A vida é um bicho estranho. Isso eu digo sempre. Não só a vida, aliás. O cotidiano é estranho. Vejo pessoas reclamando de como os os dias são iguais e tudo é sempre repetitivo, cíclico, mas prestando atenção, pode-se ver que existem muitas coisas que diferenciam, tanto para melhor ou para pior, o dia corrente. Hoje, a diferença foi significativa. Um dia normal de aula, no centro de Porto Alegre. Poucas horas de sono, e toda a maratona até o curso. Tudo quase normal. Aulas, normais. No intervalo já pensava no que comer e beber, só pra inquietar o estômago até o almoço tardio já em Gravataí, e entre isso besteiras faladas com os amigos. É incrível como nosso humor é modificado pelo meio tão rapidamente. No instante que vi, aquela pessoa, estirada ao chão, imóvel. Um homem da SAMU (serviço médico da região) tentava reanimá-la com uma massagem cardíaca. Que algum tempo depois, foi considerado em vão.
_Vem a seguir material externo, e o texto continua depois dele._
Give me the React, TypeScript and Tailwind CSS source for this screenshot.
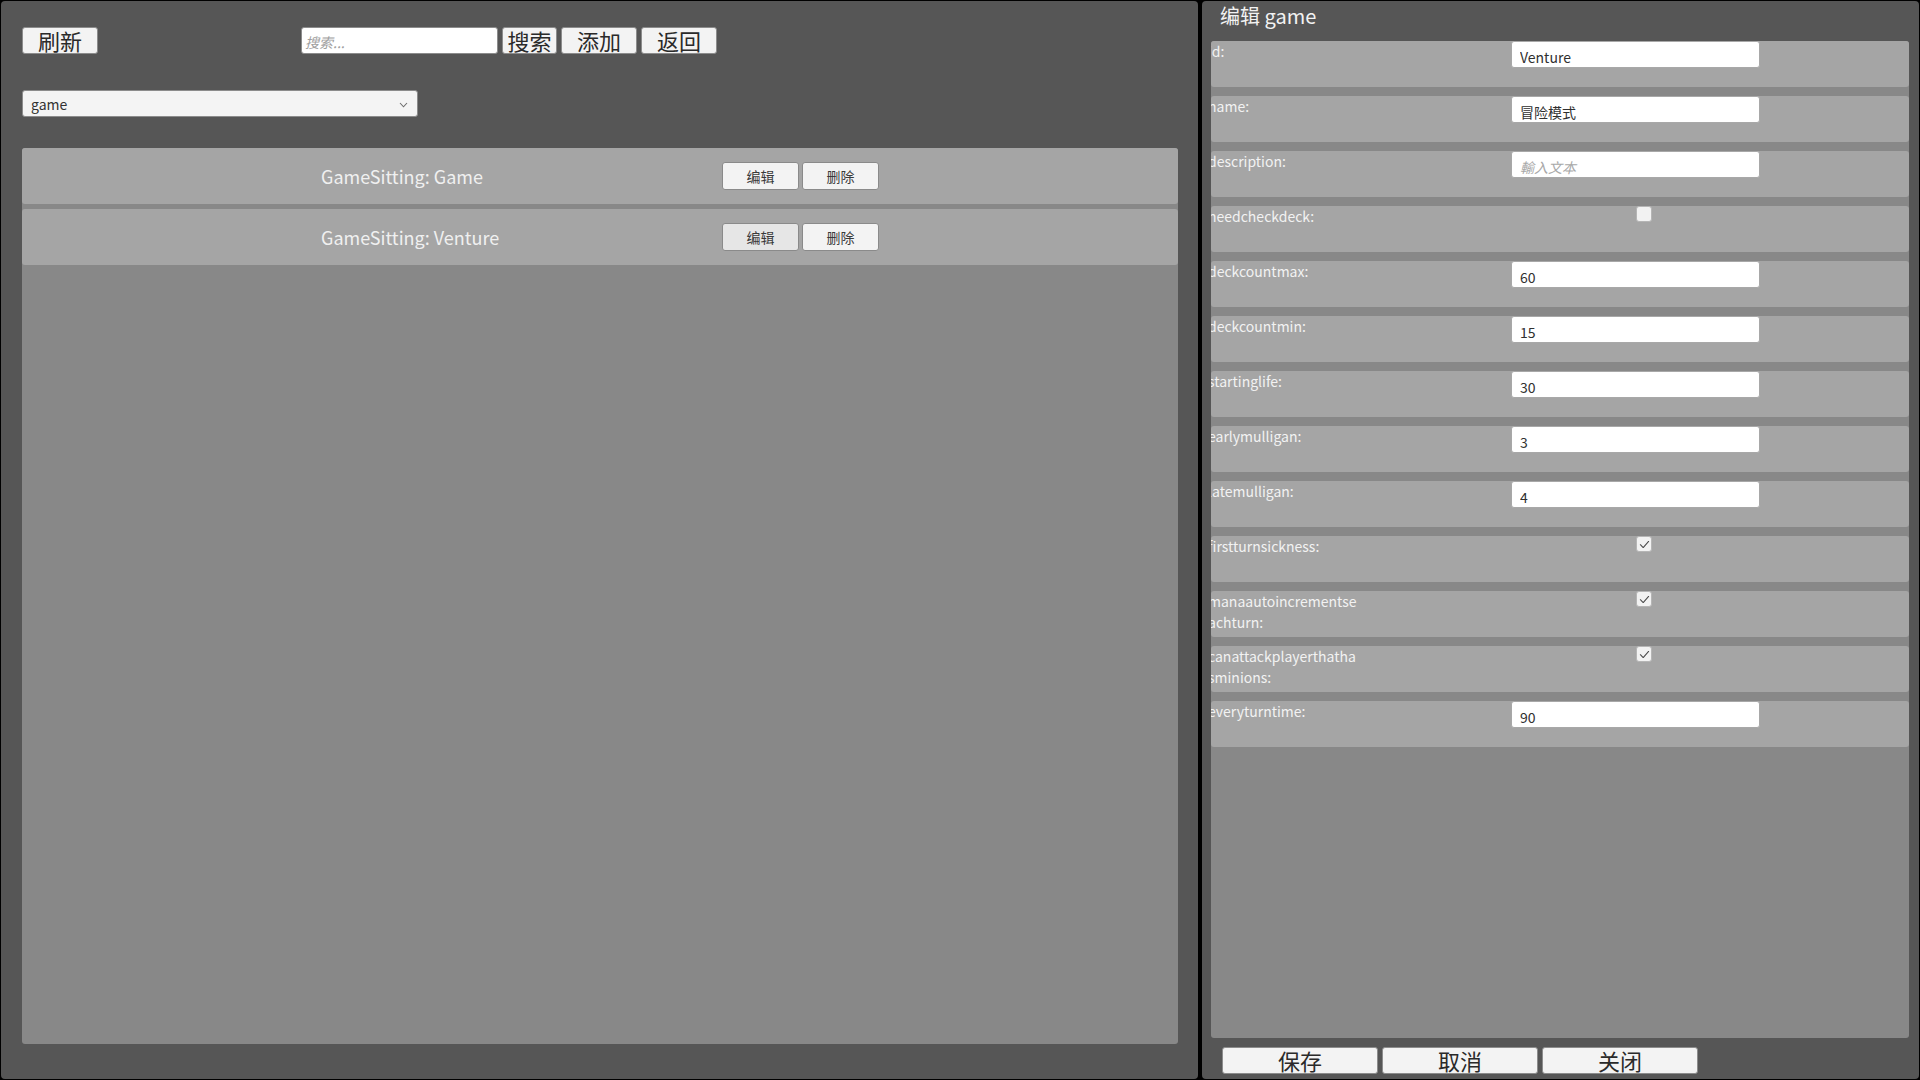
import React from 'react';

const FONT = "font-['Noto_Sans_CJK_SC',sans-serif]";

type Field = { key: string; kind: 'text' | 'check'; value?: string; placeholder?: string; checked?: boolean };

const fields: Field[] = [
  { key: 'id', kind: 'text', value: 'Venture' },
  { key: 'name', kind: 'text', value: '冒险模式' },
  { key: 'description', kind: 'text', placeholder: '輸入文本' },
  { key: 'needcheckdeck', kind: 'check', checked: false },
  { key: 'deckcountmax', kind: 'text', value: '60' },
  { key: 'deckcountmin', kind: 'text', value: '15' },
  { key: 'startinglife', kind: 'text', value: '30' },
  { key: 'earlymulligan', kind: 'text', value: '3' },
  { key: 'latemulligan', kind: 'text', value: '4' },
  { key: 'firstturnsickness', kind: 'check', checked: true },
  { key: 'manaautoincrementseachturn', kind: 'check', checked: true },
  { key: 'canattackplayerthathasminions', kind: 'check', checked: true },
  { key: 'everyturntime', kind: 'text', value: '90' },
];

const games = [
  { label: 'GameSitting: Game', hover: false },
  { label: 'GameSitting: Venture', hover: true },
];

function BigButton({ label, className = '' }: { label: string; className?: string }) {
  return (
    <button className={`h-[27px] bg-[#f3f3f3] border border-[#8c8c8c] rounded-[3px] text-[22px] leading-[22px] pb-[2px] text-[#2a2a2a] flex items-center justify-center ${className}`}>
      {label}
    </button>
  );
}

function CheckBox({ checked }: { checked?: boolean }) {
  return (
    <div className="w-[16px] h-[16px] bg-[#f2f2f2] rounded-[3px] border border-[#b5b5b5] flex items-center justify-center">
      {checked && (
        <svg width="13" height="13" viewBox="0 0 12 12" fill="none">
          <path d="M2.2 6.2 L4.8 8.8 L9.8 3.2" stroke="#4a4a4a" strokeWidth="1" strokeLinecap="round" strokeLinejoin="round" />
        </svg>
      )}
    </div>
  );
}

function FieldRow({ f }: { f: Field }) {
  return (
    <div className="h-[46px] shrink-0 bg-[#a5a5a5] rounded-[3px] flex items-start overflow-hidden">
      <div className="w-[300px] shrink-0 overflow-hidden">
        <div className="-ml-[3px] w-[152px] break-all text-[14px] leading-[21px] text-[#f2f2f2]">{f.key}:</div>
      </div>
      {f.kind === 'text' ? (
        <input
          readOnly
          defaultValue={f.value}
          placeholder={f.placeholder}
          className="w-[249px] h-[27px] bg-white rounded-[3px] border border-[#a8a8a8] pl-[8px] pt-[4px] text-[14px] text-[#303030] outline-none placeholder:italic placeholder:text-[#a8a8a8]"
        />
      ) : (
        <div className="ml-[125px]">
          <CheckBox checked={f.checked} />
        </div>
      )}
    </div>
  );
}

export default function App() {
  return (
    <div className={`w-[1920px] h-[1080px] bg-black p-[1px] flex gap-[4px] ${FONT}`}>
      {/* list side */}
      <div className="w-[1197px] h-[1078px] bg-[#565656] rounded-[4px] pl-[21px] pr-[19px] pt-[26px] flex flex-col">
        <div className="flex items-center h-[27px]">
          <BigButton label="刷新" className="w-[76px]" />
          <input
            readOnly
            placeholder="搜索..."
            className="ml-[203px] w-[197px] h-[27px] bg-white rounded-[3px] border border-[#8c8c8c] pl-[3px] pt-[2px] text-[14px] outline-none placeholder:italic placeholder:text-[#a0a0a0]"
          />
          <BigButton label="搜索" className="ml-[4px] w-[55px]" />
          <BigButton label="添加" className="ml-[4px] w-[76px]" />
          <BigButton label="返回" className="ml-[4px] w-[76px]" />
        </div>

        <div className="mt-[36px] w-[396px] h-[27px] bg-[#f4f4f4] rounded-[3px] border border-[#8c8c8c] flex items-center justify-between pl-[8px] pr-[9px] pt-[2px]">
          <span className="text-[14px] text-[#333]">game</span>
          <svg width="9" height="6" viewBox="0 0 9 6" fill="none">
            <path d="M1 1 L4.5 4.8 L8 1" stroke="#6e6e6e" strokeWidth="1.1" />
          </svg>
        </div>

        <div className="mt-[31px] w-[1156px] h-[896px] bg-[#888888] rounded-[3px] flex flex-col gap-[5px]">
          {games.map((g) => (
            <div key={g.label} className="h-[56px] bg-[#a5a5a5] rounded-[3px] flex items-center">
              <div className="w-[700px] pl-[299px] text-[18px] text-[#f0f0f0]">{g.label}</div>
              <button className={`w-[77px] h-[28px] ${g.hover ? 'bg-[#e6e6e6]' : 'bg-[#f3f3f3]'} border border-[#8a8a8a] rounded-[3px] text-[14px] text-[#3a3a3a]`}>
                编辑
              </button>
              <button className="ml-[3px] w-[77px] h-[28px] bg-[#f3f3f3] border border-[#8a8a8a] rounded-[3px] text-[14px] text-[#3a3a3a]">
                删除
              </button>
            </div>
          ))}
        </div>
      </div>

      {/* edit side */}
      <div className="w-[717px] h-[1078px] bg-[#565656] rounded-[4px] pl-[9px] pr-[10px] flex flex-col">
        <div className="h-[40px] pl-[9px] flex items-center text-[20px] text-[#f2f2f2] pb-[10px]">编辑 game</div>
        <div className="h-[997px] bg-[#888888] rounded-[3px] flex flex-col gap-[9px]">
          {fields.map((f) => (
            <FieldRow key={f.key} f={f} />
          ))}
        </div>
        <div className="mt-[9px] ml-[11px] flex gap-[4px]">
          <BigButton label="保存" className="w-[156px]" />
          <BigButton label="取消" className="w-[156px]" />
          <BigButton label="关闭" className="w-[156px]" />
        </div>
      </div>
    </div>
  );
}
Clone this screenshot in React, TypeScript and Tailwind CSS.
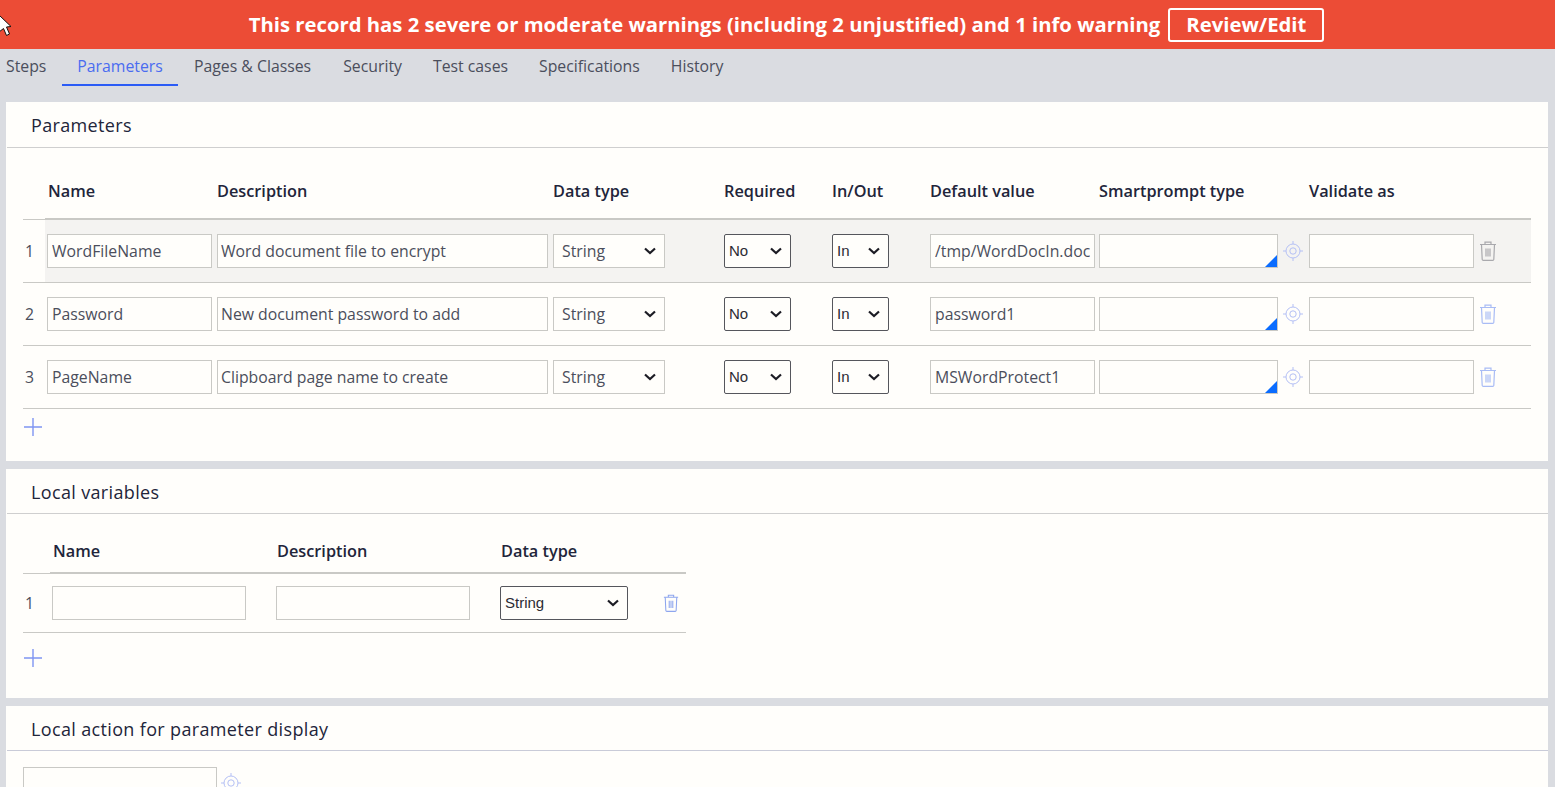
const TABS = ["Steps", "Parameters", "Pages & Classes", "Security", "Test cases", "Specifications", "History"];

const PARAMS = [
  { name: "WordFileName", description: "Word document file to encrypt", value: "/tmp/WordDocIn.doc" },
  { name: "Password", description: "New document password to add", value: "password1" },
  { name: "PageName", description: "Clipboard page name to create", value: "MSWordProtect1" },
];

const FONT = "font-['Open_Sans',sans-serif]";
const INPUT =
  "h-[34px] border border-[#c9c9c5] bg-[#fffefb] pr-[4px] text-[15.8px] text-[#4b4e5c] outline-none";

function Chevron() {
  return (
    <svg width="12" height="8" viewBox="0 0 12 8" fill="none" className="pointer-events-none absolute top-[13px] right-[9px]">
      <path d="M1 1.5 L6 6 L11 1.5" stroke="#1c1c24" strokeWidth="2.2" />
    </svg>
  );
}

/** Pale grey-bordered select used by the data type column. */
function SoftSelect({ w }: { w: string }) {
  return (
    <div className={`relative h-[34px] ${w}`}>
      <select
        defaultValue="String"
        className="h-full w-full appearance-none border border-[#c9c9c5] bg-[#fffefb] pt-[1px] pl-[8px] text-[15.8px] text-[#4b4e5c] outline-none"
      >
        <option>String</option>
      </select>
      <Chevron />
    </div>
  );
}

/** Dark-bordered select, drawn in Arial metrics like the original. */
function HardSelect({ w, value }: { w: string; value: string }) {
  return (
    <div className={`relative h-[34px] ${w}`}>
      <select
        defaultValue={value}
        className="h-full w-full appearance-none rounded-[2px] border border-[#55565c] bg-[#fffefb] pl-[4px] font-['Liberation_Sans',sans-serif] text-[15px] text-[#2b2b33] outline-none"
      >
        <option>{value}</option>
      </select>
      <Chevron />
    </div>
  );
}

function Target({ size = 20 }: { size?: number }) {
  return (
    <svg width={size} height={size} viewBox="0 0 20 20" fill="none" stroke="#b4c0f5" strokeWidth="1">
      <circle cx="10" cy="10" r="7" />
      <circle cx="10" cy="10" r="3.2" />
      <path d="M10 0v3M10 17v3M0 10h3M17 10h3" />
    </svg>
  );
}

function Trash({ color = "#a9bcf5", w = 18, h = 20 }: { color?: string; w?: number; h?: number }) {
  return (
    <svg width={w} height={h} viewBox="0 0 18 20" fill="none" stroke={color} strokeWidth="1.2">
      <path d="M1 3.5h16M6 3.5V1.2h6v2.3" />
      <path d="M2.5 3.5 L3.2 18.5 Q3.3 19.4 4.2 19.4 H13.8 Q14.7 19.4 14.8 18.5 L15.5 3.5" />
      <path d="M7 7.5v8M9 7.5v8M11 7.5v8" />
    </svg>
  );
}

function Plus() {
  return (
    <svg width="18" height="18" viewBox="0 0 18 18" stroke="#7f95f2" strokeWidth="1.4">
      <path d="M9 0v18M0 9h18" />
    </svg>
  );
}

function Card({ title, hClass, children }: { title: string; hClass: string; children: React.ReactNode }) {
  return (
    <section className="mx-[6px] w-[1542px] shrink-0 bg-[#fffefb]">
      <div className={`ml-[1px] flex items-center border-b pt-[2px] pl-[24px] text-[18px] tracking-[0.35px] text-[#22253a] ${hClass}`}>
        {title}
      </div>
      {children}
    </section>
  );
}

function ParamHeader() {
  return (
    <div className="mx-[17px] flex">
      <div className="w-[22px] border-b border-[#c9c9c5]" />
      <div className="grid h-[72px] flex-1 grid-cols-[170px_336px_171px_108px_98px_169px_210px_1fr] items-end border-b-2 border-[#c9c9c5] pb-[17px] pl-[2px] text-[16.3px] leading-[20px] font-semibold text-[#22253a]">
        <span className="pl-[1px]">Name</span>
        <span>Description</span>
        <span>Data type</span>
        <span>Required</span>
        <span>In/Out</span>
        <span>Default value</span>
        <span>Smartprompt type</span>
        <span>Validate as</span>
      </div>
    </div>
  );
}

function ParamRow({ index, row, active }: { index: number; row: (typeof PARAMS)[number]; active: boolean }) {
  return (
    <div className="mx-[17px] flex h-[63px] border-b border-[#c9c9c5]">
      <div className="flex w-[22px] items-center pt-[1px] pl-[2px] text-[15.8px] text-[#4b4e5c]">{index}</div>
      <div
        className={`grid flex-1 grid-cols-[170px_336px_171px_108px_98px_169px_184px_26px_170px_1fr] items-center pl-[2px] ${
          active ? "bg-[#f4f3f1]" : ""
        }`}
      >
        <input readOnly defaultValue={row.name} className={`${INPUT} w-[165px] pl-[4px]`} />
        <input readOnly defaultValue={row.description} className={`${INPUT} w-[331px] pl-[3px]`} />
        <SoftSelect w="w-[112px]" />
        <HardSelect w="w-[67px]" value="No" />
        <HardSelect w="w-[57px]" value="In" />
        <input readOnly defaultValue={row.value} className={`${INPUT} w-[165px] pl-[4px]`} />
        <div className="relative h-[34px] w-[179px] border border-[#c9c9c5] bg-[#fffefb]">
          <svg width="12" height="12" viewBox="0 0 12 12" className="absolute right-0 bottom-0">
            <path d="M12 0V12H0Z" fill="#0a6cff" />
          </svg>
        </div>
        <Target />
        <input readOnly className={`${INPUT} w-[165px]`} />
        <Trash color={active ? "#a9a9ad" : "#a9bcf5"} />
      </div>
    </div>
  );
}

export default function App() {
  return (
    <div className={`relative flex h-[787px] w-[1555px] flex-col overflow-hidden bg-[#dadce1] ${FONT}`}>
      {/* Warning banner */}
      <div className="flex h-[49px] shrink-0 items-center justify-center gap-[8px] bg-[#ec4c36] pl-[18px] text-[20.3px] font-bold text-white">
        <span>This record has 2 severe or moderate warnings (including 2 unjustified) and 1 info warning</span>
        <span className="flex h-[34px] w-[156px] items-center justify-center rounded-[3px] border-2 border-white">Review/Edit</span>
      </div>

      {/* Tabs */}
      <div className="flex h-[37px] shrink-0 items-start text-[15.8px] leading-[34px] text-[#4b4e5c]">
        <span className="ml-[6px] w-[56px]">Steps</span>
        <span className="h-[37px] w-[116px] border-b-2 border-[#2b5cf6] text-center text-[#4a6cf0]">{TABS[1]}</span>
        <span className="ml-[16px]">{TABS[2]}</span>
        <span className="ml-[32px]">{TABS[3]}</span>
        <span className="ml-[31px]">{TABS[4]}</span>
        <span className="ml-[31px]">{TABS[5]}</span>
        <span className="ml-[31px]">{TABS[6]}</span>
      </div>

      <div className="mt-[16px] flex flex-col gap-[8px]">
        <Card title="Parameters" hClass="h-[46px] border-[#cfcfcf]">
          <ParamHeader />
          {PARAMS.map((row, i) => (
            <ParamRow key={row.name} index={i + 1} row={row} active={i === 0} />
          ))}
          <div className="ml-[18px] h-[52px] pt-[9px]">
            <Plus />
          </div>
        </Card>

        <Card title="Local variables" hClass="h-[45px] border-[#cfcfcf]">
          <div className="ml-[17px] w-[663px]">
            <div className="flex">
              <div className="w-[27px] border-b border-[#c9c9c5]" />
              <div className="grid h-[60px] flex-1 grid-cols-[224px_224px_1fr] items-end border-b-2 border-[#c9c9c5] pb-[11px] pl-[3px] text-[16.3px] leading-[20px] font-semibold text-[#22253a]">
                <span>Name</span>
                <span>Description</span>
                <span>Data type</span>
              </div>
            </div>
            <div className="flex h-[59px] items-center border-b border-[#c9c9c5]">
              <span className="w-[29px] pt-[1px] pl-[2px] text-[15.8px] text-[#4b4e5c]">1</span>
              <input readOnly className={`${INPUT} w-[194px]`} />
              <input readOnly className={`${INPUT} ml-[30px] w-[194px]`} />
              <div className="ml-[30px]">
                <HardSelect w="w-[128px]" value="String" />
              </div>
              <div className="ml-[35px] flex">
                <Trash color="#8ea6ee" w={16} h={18} />
              </div>
            </div>
          </div>
          <div className="ml-[18px] h-[65px] pt-[16px]">
            <Plus />
          </div>
        </Card>

        <Card title="Local action for parameter display" hClass="h-[45px] border-[#c9cbd8]">
          <div className="ml-[17px] flex items-start gap-[4px] pt-[16px]">
            <input readOnly className={`${INPUT} w-[194px]`} />
            <div className="pt-[6px]">
              <Target />
            </div>
          </div>
        </Card>
      </div>

      {/* Captured mouse pointer */}
      <svg width="12" height="22" viewBox="0 0 12 22" className="absolute top-[15px] left-0">
        <path d="M-1 0 L11 11.5 L6.5 12 L9.5 19 L6.5 20.5 L3.5 13.5 L-1 17Z" fill="#ffffff" stroke="#111111" strokeWidth="1" />
      </svg>
    </div>
  );
}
Ainda naquele instante, perdi a fome, e todos os pensamentos outros que rodavam em minha cabeça. Tudo sumiu. Não sabia eu dizer como era a pessoa, não tive coragem de ver, mal sabia que era uma mulher. Com minha usual lata de Coca em uma das mãos, vagava pelo vale das possibilidades. Pensava nas coisas que ela poderia ter feito, dos sonhos não realizados, feitos não concretizados, todas as coisas que agora não importariam mais. Aquilo que ela carregava consigo agora não tinha mais significado, nem seu corpo. Foi a primeira vez que vi a morte tão de perto. É assustador ver a morte caminhando entre as pessoas próximas, no rosto atordoado ou triste, no riso frenético para disfarçar o nervosismo, na falta de ação, no choro comprimido, alguns ainda passando mal com toda a situaçao, ou até no total descaso. Vê-la ali, faz refletir sobre a vida, os atos, os erros, e o que há pela frente, e as coisas a serem feitas, conquistadas. O que nos prende é um fio de inevitabilidade, que temos a certeza que se romperá, mas por mais que seja dito não acreditamos, não aceitamos, não achamos que irá de fato acontecer, e nunca, de maneira alguma, estamos preparados para recebê-la. Sei que minhas palavras podem ser confusas, são até pra mim. Os pensamentos que passam, tento colocar aqui, mas nunca de forma fiel, nem sua maioria, mas isso de nada importa. Que a vida da senhora tenha sido proveitosa, e que o futuro incerto, existente ou não, seja tão bom ou melhor do que aqui foi. Se a vida é um bicho estranho, tal é a morte e seu mistério.